In 2003, Ant'ill Mob’s label Confetti Records sued the Heartless Crew's label Warner UK over the sample. According to Digital Copyright and the Consumer Revolution by Matthew Rimmer, the three-judge panel heard arguments about how too much was taken from the original—a similar argument to the ones used in cases involving The Verve's “Bittersweet Symphony” or Biz Markie's “Alone Again.” Confetti’s lawyers also argued that the Heartless Crew damaged the reputation of Andrew Alcee, the Ant’ill Mob member credited with writing the song, by using references to drugs and violence in their version of “Burnin’.”

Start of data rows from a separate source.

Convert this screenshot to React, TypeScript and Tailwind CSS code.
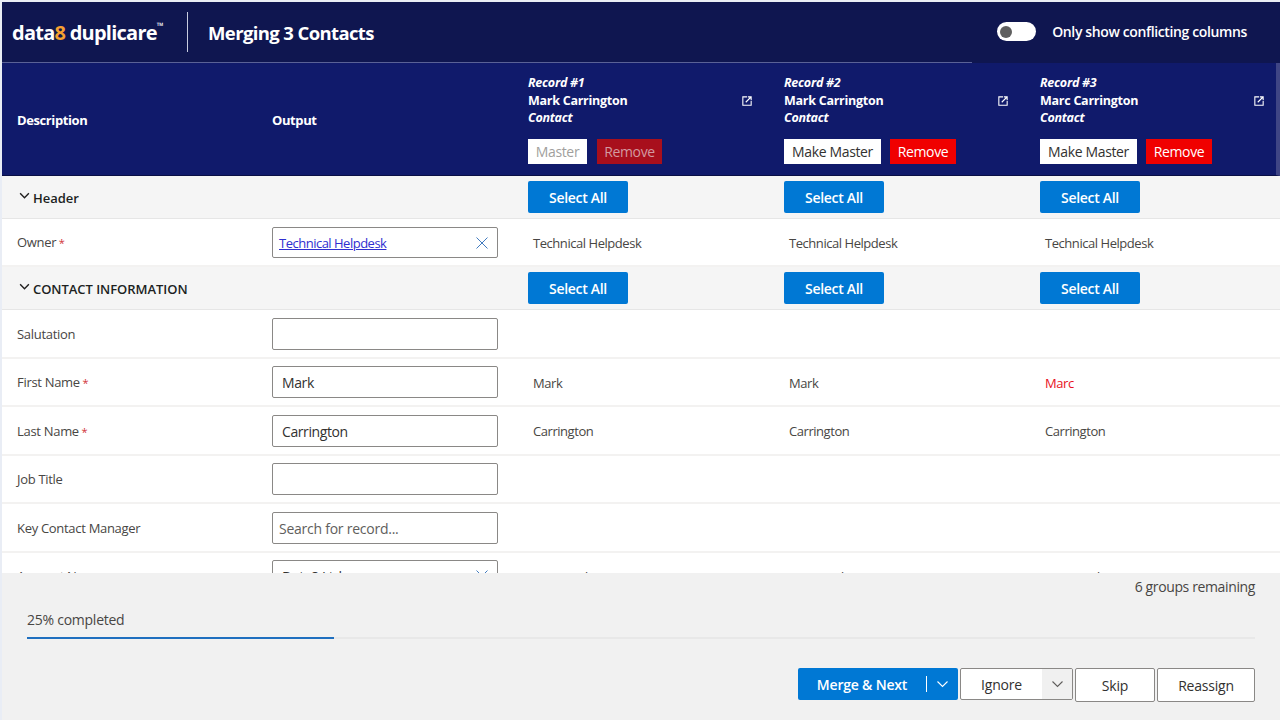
import React from "react";

const font = "font-['Open_Sans','Noto_Sans',sans-serif]";

function Chevron({ className, w = 1.1 }: { className?: string; w?: number }) {
  return (
    <svg viewBox="0 0 12 8" className={className} fill="none" stroke="currentColor" strokeWidth={w}>
      <path d="M1 1.5 L6 6.5 L11 1.5" />
    </svg>
  );
}

function ExternalIcon() {
  return (
    <svg viewBox="0 0 12 12" className="w-[10px] h-[10px] text-white" fill="none" stroke="currentColor" strokeWidth="1.3">
      <path d="M6 1 H1 V11 H11 V6" />
      <path d="M4.5 7.5 L10.5 1.5 M7 1 H11 V5" />
    </svg>
  );
}

const grid = "grid grid-cols-[256px_256px_256px_256px_1fr] pl-[14px]";

function Input({ value, placeholder, link, clear }: { value?: string; placeholder?: string; link?: boolean; clear?: boolean }) {
  return (
    <div className={`w-[226px] ${link ? "h-[31px] mt-[1px]" : "h-[32px]"} border border-[#8a8886] rounded-[2px] bg-white flex items-center justify-between pl-[6px] pr-[9px] text-[14px] text-[#323130] overflow-hidden`}>
      {link ? (
        <span className="text-[13px] text-[#2f2fd0] underline tracking-[-0.5px] mt-[2px]">{value}</span>
      ) : placeholder ? (
        <span className="text-[#605e5c] tracking-[-0.25px] mt-[1px]">{placeholder}</span>
      ) : (
        <span className="tracking-[-0.4px] pl-[3px] mt-[1px]">{value}</span>
      )}
      {clear && (
        <svg viewBox="0 0 12 12" className="w-[12px] h-[12px] text-[#2b6cb8] shrink-0" fill="none" stroke="currentColor" strokeWidth="0.9">
          <path d="M0.5 0.5 L11.5 11.5 M11.5 0.5 L0.5 11.5" />
        </svg>
      )}
    </div>
  );
}

function Row({ label, required, input, vals, h, red }: { label: string; required?: boolean; input: React.ReactNode; vals?: string[]; h: string; red?: boolean }) {
  return (
    <div className={`${grid} ${h} items-center border-b-2 border-[#f3f2f1] bg-white text-[13px] text-[#484644]`}>
      <div className="pt-[2px] pl-[1px] tracking-[-0.3px]">
        {label}
        {required && <span className="text-[11px] text-[#d13438]"> *</span>}
      </div>
      <div>{input}</div>
      {(vals ?? ["", "", ""]).map((v, i) => (
        <div key={i} className={`pl-[5px] pt-[3px] tracking-[-0.45px] ${red && i === 2 ? "text-[#e81123]" : ""}`}>
          {v}
        </div>
      ))}
    </div>
  );
}

function SelectAll() {
  return (
    <button className="w-[100px] h-[32px] rounded-[2px] bg-[#0078d4] text-white text-[14px] font-semibold tracking-[-0.3px]">Select All</button>
  );
}

function Group({ title, h }: { title: string; h: string }) {
  return (
    <div className={`${grid} ${h} items-center border-b border-[#e6e6e6] bg-[#f5f5f5]`}>
      <div className="col-span-2 flex items-center gap-[3px] pl-[3px] text-[13px] font-semibold text-[#201f1e] tracking-[-0.05px]">
        <Chevron w={1.6} className="w-[11px] h-[7px] text-[#201f1e] -mt-[3px]" />
        <span className="pt-[3px]">{title}</span>
      </div>
      <div><SelectAll /></div>
      <div><SelectAll /></div>
      <div><SelectAll /></div>
    </div>
  );
}

function RecordHead({ n, name, master }: { n: number; name: string; master?: boolean }) {
  return (
    <div className="relative h-full pt-[11px]">
      <div className="text-[12.5px] leading-[17.5px] font-bold text-white tracking-[-0.26px]">
        <div className="italic">Record #{n}</div>
        <div>{name}</div>
        <div className="italic">Contact</div>
      </div>
      <div className="absolute left-[214px] top-[33px]"><ExternalIcon /></div>
      {master ? (
        <div className="flex gap-[10px] mt-[12px] text-[14px] tracking-[-0.35px]">
          <div className="w-[59px] h-[25px] bg-white text-[#a19f9d] flex items-center justify-center pt-[1px]">Master</div>
          <div className="w-[65px] h-[25px] bg-[#a80f1c] text-[#d39aa0] flex items-center justify-center pt-[1px]">Remove</div>
        </div>
      ) : (
        <div className="flex gap-[9px] mt-[12px] text-[14px] tracking-[-0.35px]">
          <div className="w-[97px] h-[25px] bg-white text-[#323130] flex items-center justify-center pt-[1px]">Make Master</div>
          <div className="w-[66px] h-[25px] bg-[#f00000] text-white flex items-center justify-center pt-[1px]">Remove</div>
        </div>
      )}
    </div>
  );
}

export default function App() {
  return (
    <div className={`${font} w-[1280px] h-[720px] flex flex-col overflow-hidden bg-[#e9edf5] pt-[2px] pl-[2px]`}>
      <header className="h-[61px] shrink-0 bg-[#0f1650] flex items-center justify-between text-white relative">
        <div className="flex items-center">
          <div className="pl-[10px] w-[185px] text-[20px] font-bold tracking-[-0.75px] whitespace-nowrap flex items-start">
            <span>data<span className="text-[#f5a030]">8</span> duplicare</span>
            <span className="text-[9px] leading-[16px] font-bold">™</span>
          </div>
          <div className="w-[1px] h-[40px] bg-[#c8cce0] -mt-[2px]" />
          <div className="pl-[20px] text-[18.5px] font-bold tracking-[-0.62px] whitespace-nowrap">Merging 3 Contacts</div>
        </div>
        <div className="flex items-center pr-[33px] -mt-[2px]">
          <div className="w-[39px] h-[19px] rounded-full bg-white flex items-center pl-[3px]">
            <div className="w-[12px] h-[12px] rounded-full bg-[#5f5f5f]" />
          </div>
          <span className="ml-[16px] text-[14px] font-semibold tracking-[-0.37px]">Only show conflicting columns</span>
        </div>
        <div className="absolute left-0 bottom-0 w-[970px] h-[1px] bg-[#5a6196]" />
      </header>

      <div className={`${grid} h-[113px] shrink-0 bg-[#101a6b] text-white border-b border-[#0a0f45] items-center border-r-4 border-r-[#3f4585]`}>
        <div className="text-[13px] font-bold tracking-[-0.4px] pt-[3px] pl-[1px]">Description</div>
        <div className="text-[13px] font-bold tracking-[-0.4px] pt-[3px]">Output</div>
        <RecordHead n={1} name="Mark Carrington" master />
        <RecordHead n={2} name="Mark Carrington" />
        <RecordHead n={3} name="Marc Carrington" />
      </div>

      <main className="flex-1 min-h-0 overflow-hidden">
        <Group title="Header" h="h-[43px]" />
        <Row h="h-[48px]" label="Owner" required input={<Input value="Technical Helpdesk" link clear />} vals={["Technical Helpdesk", "Technical Helpdesk", "Technical Helpdesk"]} />
        <Group title="CONTACT INFORMATION" h="h-[43px]" />
        <Row h="h-[49px]" label="Salutation" input={<Input />} />
        <Row h="h-[48px]" label="First Name" required input={<Input value="Mark" />} vals={["Mark", "Mark", "Marc"]} red />
        <Row h="h-[49px]" label="Last Name" required input={<Input value="Carrington" />} vals={["Carrington", "Carrington", "Carrington"]} />
        <Row h="h-[48px]" label="Job Title" input={<Input />} />
        <Row h="h-[49px]" label="Key Contact Manager" input={<Input placeholder="Search for record..." />} />
        <Row h="h-[48px]" label="Account Name" input={<Input value="Data8 Ltd" clear />} vals={["Data8 Ltd", "Data8 Ltd", "Data8 Ltd"]} />
      </main>

      <footer className="h-[147px] shrink-0 bg-[#f1f1f1] relative text-[#484644]">
        <div className="pt-[4px] pr-[25px] text-right text-[14px] tracking-[-0.37px] leading-[20px]">6 groups remaining</div>
        <div className="mt-[13px] pl-[25px] text-[14px] tracking-[-0.25px] leading-[20px]">25% completed</div>
        <div className="mt-[7px] ml-[25px] mr-[25px] h-[2px] bg-[#e8e8e8]">
          <div className="h-[2px] w-[307px] bg-[#1f6fbf]" />
        </div>
        <div className="mt-[29px] pr-[25px] flex justify-end items-start gap-[2px] text-[14px] tracking-[-0.2px]">
          <div className="w-[160px] h-[32px] rounded-[2px] bg-[#0078d4] text-white font-semibold flex items-center">
            <span className="w-[128px] text-center">Merge &amp; Next</span>
            <span className="w-[1px] h-[16px] bg-white" />
            <Chevron className="ml-[9px] w-[13px] h-[8px]" />
          </div>
          <div className="w-[113px] h-[32px] rounded-[2px] border border-[#8a8886] bg-white text-[#323130] flex items-center overflow-hidden">
            <span className="w-[81px] text-center">Ignore</span>
            <span className="w-[30px] h-full bg-[#f0f0f0] flex items-center justify-center text-[#605e5c]"><Chevron className="w-[13px] h-[8px]" /></span>
          </div>
          <div className="w-[80px] h-[34px] rounded-[2px] border border-[#8a8886] bg-white text-[#323130] flex items-center justify-center">Skip</div>
          <div className="w-[98px] h-[34px] rounded-[2px] border border-[#8a8886] bg-white text-[#323130] flex items-center justify-center">Reassign</div>
        </div>
      </footer>
    </div>
  );
}
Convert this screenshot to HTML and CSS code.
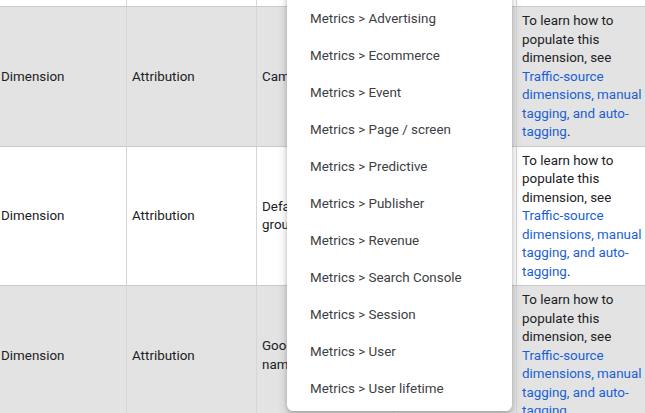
FILE: index.html
```html
<!DOCTYPE html>
<html>
<head>
<meta charset="utf-8">
<link rel="stylesheet" href="styles.css">
</head>
<body>
<div class="viewport">
  <table class="dims">
    <colgroup>
      <col class="c1"><col class="c2"><col class="c3"><col class="c4"><col class="c5">
    </colgroup>
    <tbody>
      <tr class="stub"><td></td><td></td><td></td><td></td><td></td></tr>
      <tr class="shade">
        <td>Dimension</td>
        <td>Attribution</td>
        <td>Campaign</td>
        <td></td>
        <td>To learn how to populate this dimension, see <a href="#">Traffic-source dimensions, manual tagging, and auto-tagging</a>.</td>
      </tr>
      <tr>
        <td>Dimension</td>
        <td>Attribution</td>
        <td>Default channel group</td>
        <td></td>
        <td>To learn how to populate this dimension, see <a href="#">Traffic-source dimensions, manual tagging, and auto-tagging</a>.</td>
      </tr>
      <tr class="shade">
        <td>Dimension</td>
        <td>Attribution</td>
        <td>Google Ads account name</td>
        <td></td>
        <td>To learn how to populate this dimension, see <a href="#">Traffic-source dimensions, manual tagging, and auto-tagging</a>.</td>
      </tr>
    </tbody>
  </table>

  <ul class="menu">
    <li>Metrics &gt; Advertising</li>
    <li>Metrics &gt; Ecommerce</li>
    <li>Metrics &gt; Event</li>
    <li>Metrics &gt; Page / screen</li>
    <li>Metrics &gt; Predictive</li>
    <li>Metrics &gt; Publisher</li>
    <li>Metrics &gt; Revenue</li>
    <li>Metrics &gt; Search Console</li>
    <li>Metrics &gt; Session</li>
    <li>Metrics &gt; User</li>
    <li>Metrics &gt; User lifetime</li>
  </ul>
</div>
</body>
</html>
```

FILE: styles.css
```css
html, body {
  margin: 0;
  padding: 0;
  background: #ffffff;
  overflow: hidden;
}

.viewport {
  position: relative;
  width: 645px;
  height: 413px;
  overflow: hidden;
  font-family: Roboto, "Liberation Sans", Arial, sans-serif;
  font-size: 13.4px;
  color: #202124;
}

.dims {
  border-collapse: collapse;
  table-layout: fixed;
  width: 655px;
  margin-left: -5px;
}

.c1 { width: 131px; }
.c2 { width: 130px; }
.c3 { width: 137px; }
.c4 { width: 123px; }
.c5 { width: 134px; }

.dims td {
  border-left: 1px solid #d6d6d6;
  border-bottom: 1px solid #cbcbcb;
  padding: 5px 6px 4px 5px;
  line-height: 18.5px;
  vertical-align: middle;
}

.dims tr.stub td {
  height: 6px;
  padding: 0;
}

.dims tr.shade td {
  background: #e3e3e3;
}

.dims a {
  color: #1a5fd6;
  text-decoration: none;
}

.menu {
  position: absolute;
  left: 287px;
  top: -9px;
  width: 225px;
  margin: 0;
  padding: 9px 0 4px 0;
  list-style: none;
  background: #ffffff;
  border-radius: 6px;
  box-shadow: 0 2px 4px rgba(0, 0, 0, 0.18), 0 4px 12px rgba(0, 0, 0, 0.16);
}

.menu li {
  height: 37px;
  line-height: 37px;
  padding-left: 23px;
  font-size: 13.4px;
  color: #3c4043;
  white-space: nowrap;
}
```
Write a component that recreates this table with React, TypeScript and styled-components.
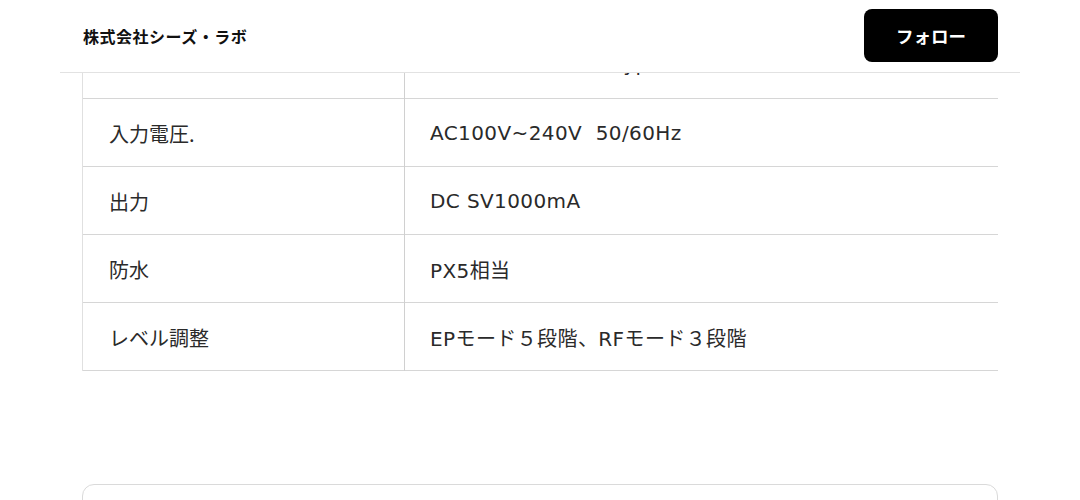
import styled, { createGlobalStyle } from 'styled-components';

interface SpecRow {
  label: string;
  value: string;
}

const specs: SpecRow[] = [
  { label: '充電方式', value: 'USBケーブル充電（Type-C）' },
  { label: '入力電圧.', value: 'AC100V~240V\u00a0\u00a050/60Hz' },
  { label: '出力', value: 'DC SV1000mA' },
  { label: '防水', value: 'PX5相当' },
  { label: 'レベル調整', value: 'EPモード５段階、RFモード３段階' },
];

const GlobalStyle = createGlobalStyle`
  html, body {
    margin: 0;
    padding: 0;
    background: #ffffff;
  }

  body {
    font-family: 'DejaVu Sans', 'Noto Sans CJK JP', sans-serif;
    color: #222222;
  }
`;

const Page = styled.div`
  width: 960px;
  height: 500px;
  margin: 0 auto;
  display: flex;
  flex-direction: column;
  overflow: hidden;
`;

const Header = styled.header`
  display: flex;
  align-items: center;
  justify-content: space-between;
  height: 72px;
  padding: 0 22px 0 23px;
  border-bottom: 1px solid #e2e2e2;
  flex-shrink: 0;
`;

const Company = styled.h1`
  margin: 0;
  font-family: 'Noto Sans CJK JP', sans-serif;
  font-size: 16px;
  font-weight: 700;
  color: #111111;
  letter-spacing: 0.5px;
`;

const FollowButton = styled.button`
  width: 134px;
  height: 53px;
  margin-top: -1px;
  border: none;
  border-radius: 8px;
  background: #000000;
  color: #ffffff;
  font-family: 'Noto Sans CJK JP', sans-serif;
  font-size: 17.5px;
  font-weight: 700;
  cursor: pointer;
`;

const Content = styled.main`
  flex: 1;
  overflow: hidden;
  padding: 0 22px;
  display: flex;
  flex-direction: column;
  gap: 113px;
`;

const SpecTable = styled.table`
  width: 100%;
  margin-top: -43px;
  border-collapse: collapse;
  table-layout: fixed;
`;

const Row = styled.tr<{ $partial?: boolean }>`
  height: 68px;
  border-top: 1px solid #d6d6d6;
  border-bottom: 1px solid #d6d6d6;

  & > td {
    padding-bottom: ${(p) => (p.$partial ? '5px' : '0')};
  }
`;

const LabelCell = styled.td`
  width: 322px;
  box-sizing: border-box;
  padding-left: 26px;
  border-left: 1px solid #e0e0e0;
  border-right: 1px solid #d0d0d0;
  font-family: 'Noto Sans CJK JP', sans-serif;
  font-size: 20px;
  color: #2a2a2a;
  vertical-align: middle;
`;

const ValueCell = styled.td`
  padding-left: 25px;
  font-size: 20px;
  letter-spacing: 0.4px;
  color: #2a2a2a;
  vertical-align: middle;
  white-space: nowrap;
`;

const Card = styled.section`
  height: 80px;
  flex-shrink: 0;
  border: 1px solid #dadada;
  border-radius: 12px;
`;

export default function App() {
  return (
    <>
      <GlobalStyle />
      <Page>
        <Header>
          <Company>株式会社シーズ・ラボ</Company>
          <FollowButton>フォロー</FollowButton>
        </Header>
        <Content>
          <SpecTable>
            <tbody>
              {specs.map((row, i) => (
                <Row key={row.label} $partial={i === 0}>
                  <LabelCell>{row.label}</LabelCell>
                  <ValueCell>{row.value}</ValueCell>
                </Row>
              ))}
            </tbody>
          </SpecTable>
          <Card />
        </Content>
      </Page>
    </>
  );
}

It was on this point that the three judges were stumped. Justice Kim Lewison remarked that the case “led to the faintly surreal experience of three gentlemen in horsehair wigs examining the meaning of such phrases as ‘mish mish man’ and ‘shizzle my nizzle’.” He told the court that they had listened to the song at half speed but still could not understand its lyrics and had also tried looking up phrases on websites, including Urban Dictionary. He concluded that the slang was “for practical purposes a foreign language." Lewison pondered aloud the option of bringing a drug dealer to court as an expert witness to testify because "the meaning of words in a foreign language could only be explained by experts."

While the judges decided against bringing a drug dealer to the stand ("the occasions on which an expert drug dealer might be called to give evidence in the Chancery Division are likely to be rare," Lewison said), they ruled that Confetti Records had failed to show damage to Alcee’s reputation. The notion that he’d been defamed by references to illicit activities inserted onto one of his tracks took a hit beyond any perceived language barrier when the justices found a music video of Alcee and his Ant’ill Mob bandmates dressed as 1930s gangsters.

The court also rejected the claim that the track had been used without permission because a valid licensing contract had in fact been signed. (It was not signed in a foreign language.)